Weird with a small w is part of the picture, but no single descriptor ever seems to entirely cover what I’m up to… Genre-bending, dark, weird (with a small w), surreal, sometimes experimental and often non-linear are all part of the mix. At its heart I’m interested in stories that surprise me and characters that have more depth and dimension than is required by any plot. I want to feel I’m immersed in a reality that I’ve never experienced before. And all those literary techniques and genre tropes? I want to see them subverted and put to unexpected use. I’m a bit of a bunny when it comes to reading. I’m easily bored and can get rather impatient. I bounce off move novels and collections than I finish. But when I fall, I fall hard. Some writing just makes me swoon.
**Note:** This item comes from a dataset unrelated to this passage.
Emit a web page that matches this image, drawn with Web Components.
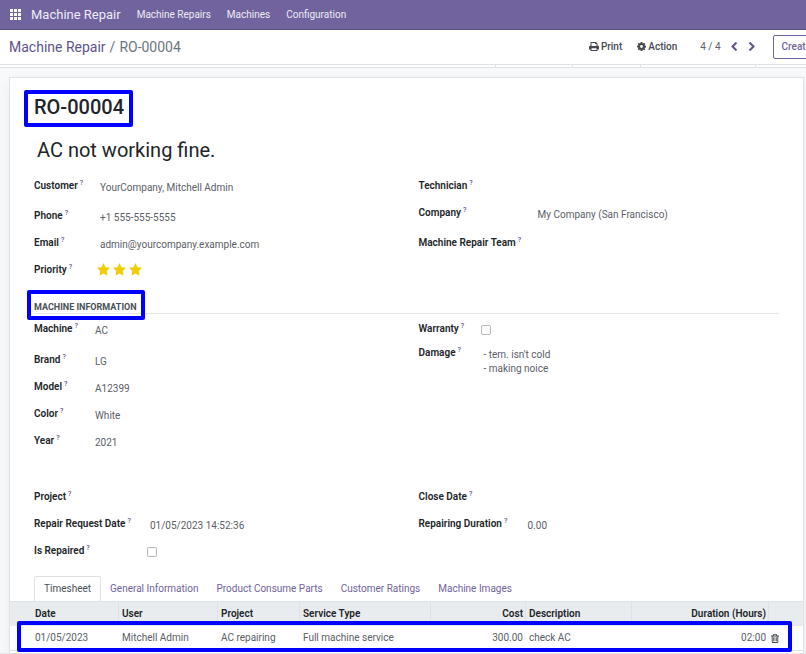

2. Your short story collection UNCOMMON MIRACLES is a gorgeously wrought marriage of science and religion. It is truly the essence of your work. How much research do you do for a story? How much time do you spend on each piece?
Thank you, Jordan! I’m thrilled you liked it so much! Science and religion just keep creeping in. It’s not intentional, though I do truly love science and the excitement of learning yet more wild-but-are-you-kidding-me-true facts. In terms of fiction, I’m a world-immersive writer. I want to drown you in a sense of place, and that requires details. Which is laborious.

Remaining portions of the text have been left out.